Premier League, November 23 2019
Son Heung-min (36)
Lucas Moura (43)
José Mourinho made a winning start to his reign as Tottenham manager when they eased past struggling West Ham. There is little question he has accepted a significant challenge in attempting to succeed the widely-admired Mauricio Pochettino, who had transformed Spurs into true contenders, but the Portuguese's influence could already be seen in his team selection and their approach. If they were on course to miss out on qualification for next season's Champions League, their improved performance suggested he remains capable of inspiring them back into the top four – and potentially to more. Son Heung-min scored Spurs' first goal under Mourinho, and Lucas Moura and Harry Kane added the others before later finishes from Michail Antonio and Angelo Ogbonna ultimately flattered Manuel Pellegrini's struggling team.
7 / 4
SHOTS / ON TARGET
15 / 8
434 / 359
Passes / Accurate
487 / 408
12 / 3 / 0
Fouls / Yellow / Red
14 / 2 / 0
West Ham's under-pressure manager Manuel Pellegrini organised his team into a 4-2-3-1 formation, led by lone striker Sébastien Haller. They hosted opponents who rotated between a 4-2-3-1 and a 4-4-2 that involved Dele Alli advancing from his role as their number 10 to feature as a striker alongside Harry Kane, who led their press.
They ultimately struggled to exert themselves until they were already 3-0 down. Their approach had been to directly target Haller and then to compete for second balls, but the defensive awareness provided by Eric Dier and Harry Winks from within Spurs' double pivot provided sufficient protection against that, and anything that travelled further was covered by their defence. Spurs possessing such strength in central areas contributed to West Ham targeting those out wide, before again attempted to deliver to Haller, but their visitors' organisation meant that those crosses too rarely reached the striker unchallenged, or with the time and space that would have allowed him to thrive.
The improvement in Spurs' discipline, while out of possession, so far seen under Jose Mourinho since he succeeded Mauricio Pochettino is significant. Dier and Winks particularly – they were rarely separated by more than 10 yards when Pellegrini's team had possession in a central area, which therefore prevented them from advancing. If it travelled wide, the near-side central midfielder would engage the relevant opponent with the assistance of a wide attacker, covering the full-back who would press.
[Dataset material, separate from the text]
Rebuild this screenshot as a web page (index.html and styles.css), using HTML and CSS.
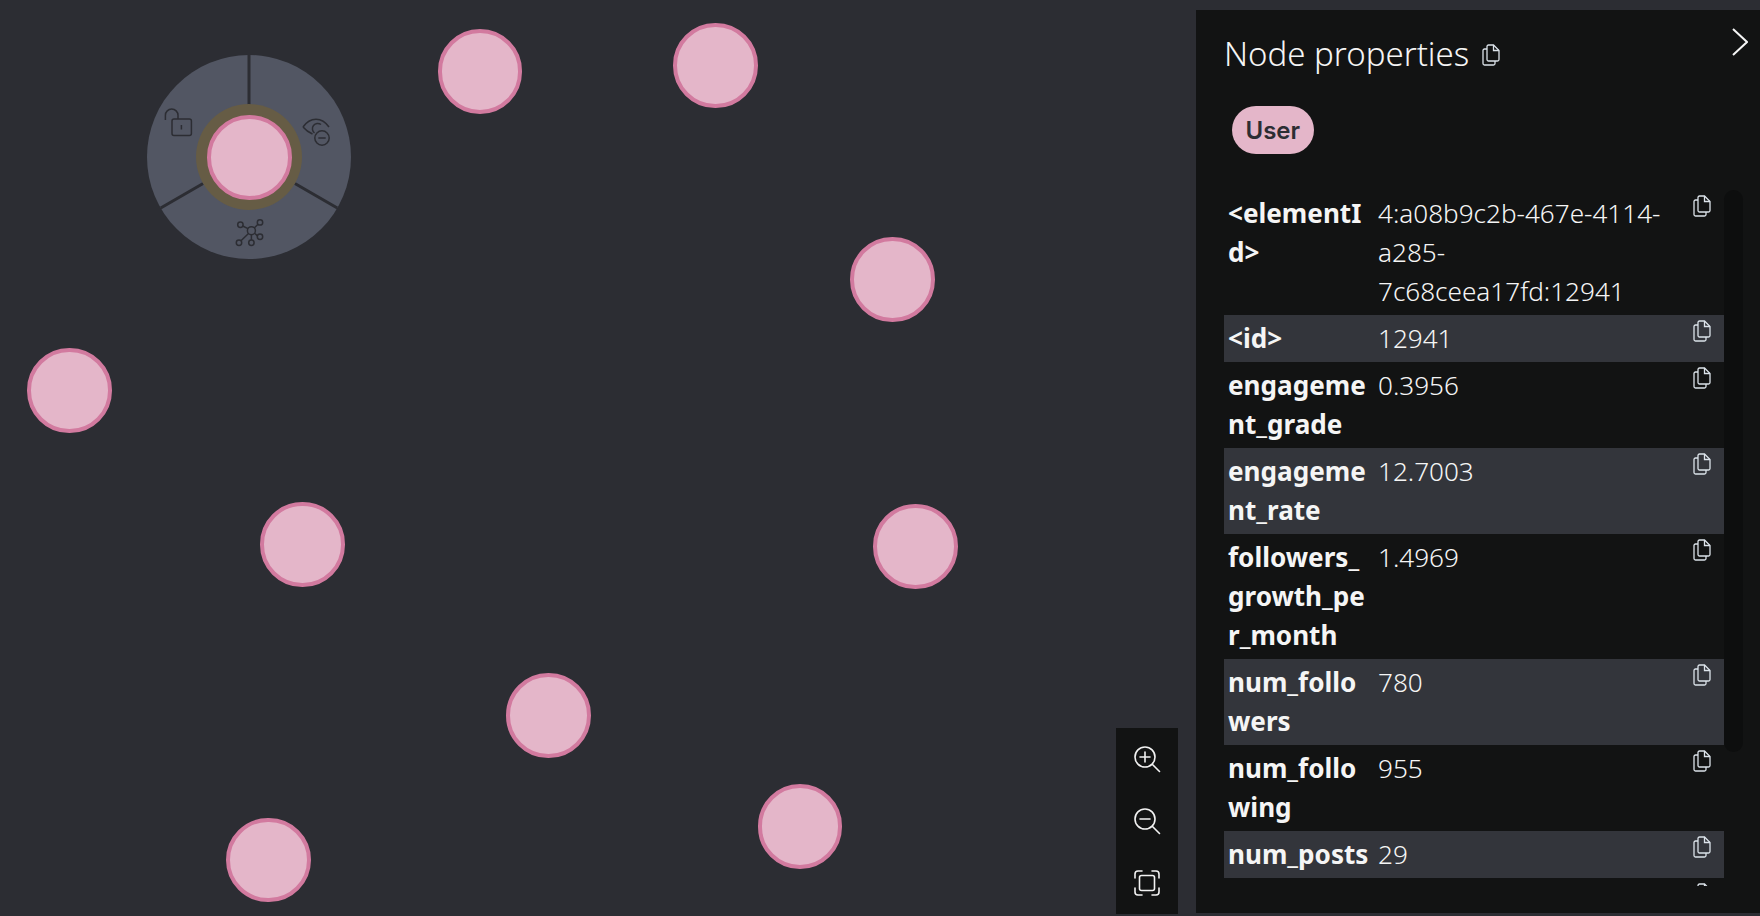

Spurs therefore consistently had multiple numbers defending and remaining compact, ensuring that their hosts struggled to create, until their opening goal, even if that partly owed to their lack of inspiration and ideas. Michail Antonio's arrival for the second half gave them an individual willing to run from behind their attack, and therefore meant that their defensive efforts became less stretched, as they instead operated in closer to a 4-2-4 when they had possession.
They regardless still struggled to break Spurs down. Their full-backs increasingly attempted to contribute to attacks, and Mourinho reorganised his team into a 4-4-2 that involved Lucas Moura and Son Heung-min withdrawing into midfield. They also played at a reduced tempo, operated in a mid-block, and encouraged the hosts' central defenders to have possession, giving them greater stability out wide, and challenging West Ham to overcome their defensive block.
José Mourinho gave Tottenham a new look in his first match in charge. His team was organised into a 4-2-3-1 built on the double pivot provided by Eric Dier and Harry Winks and, unusually for Spurs, with three direct players in Dele Alli, Lucas Moura and Son Heung-min behind Harry Kane.
Their opponents had intended to use a 4-2-3-1 and 4-4-2 when they were attempting to defend, but too often played with a lop-sided 4-3-3, through Felipe Anderson withdrawing to alongside Mark Noble and Declan Rice. They were partly forced to reorganise by Mourinho using one full-back – more commonly Ben Davies – alongside their two central defenders while the other full-back advanced, to provide a reliable foundation with which to defend during transitions.
Where under Mauricio Pochettino they had increasingly received possession with their backs to goal and offered insufficient movement in the final third, their front four was attempting to stretch West Ham's defence; one of the four would move to between the lines to receive, and then either combine with a teammate, or turn and advance. They therefore created numerous chances. Kane's movement also improved; in addition to withdrawing to receive, he made runs behind the ball-side central defender to receive penetrative passes.
The fluidity and movement of their attack meant that West Ham struggled to manage the distance between their units – their dilemma surrounded attempting to restrict possession into Winks and Dier, or restricting the spaces for that front four. They ultimately did neither effectively, contributing to the success of Spurs' attacks.
West Ham's defensive structure was disjointed, and contributed to the existence of spaces they should have been working to restrict. Against that, Spurs' attack had greater structure, and often involved vertical passes to feet and teammates identifying whether to support close to possession, or to make runs beyond. Mourinho's team also offered a threat in transition – playing forwards quickly and to the four separate points of their attack, which left Manuel Pellegrini's outnumbered during transitions – and played with greater width during those transitions, further stretching their opponents.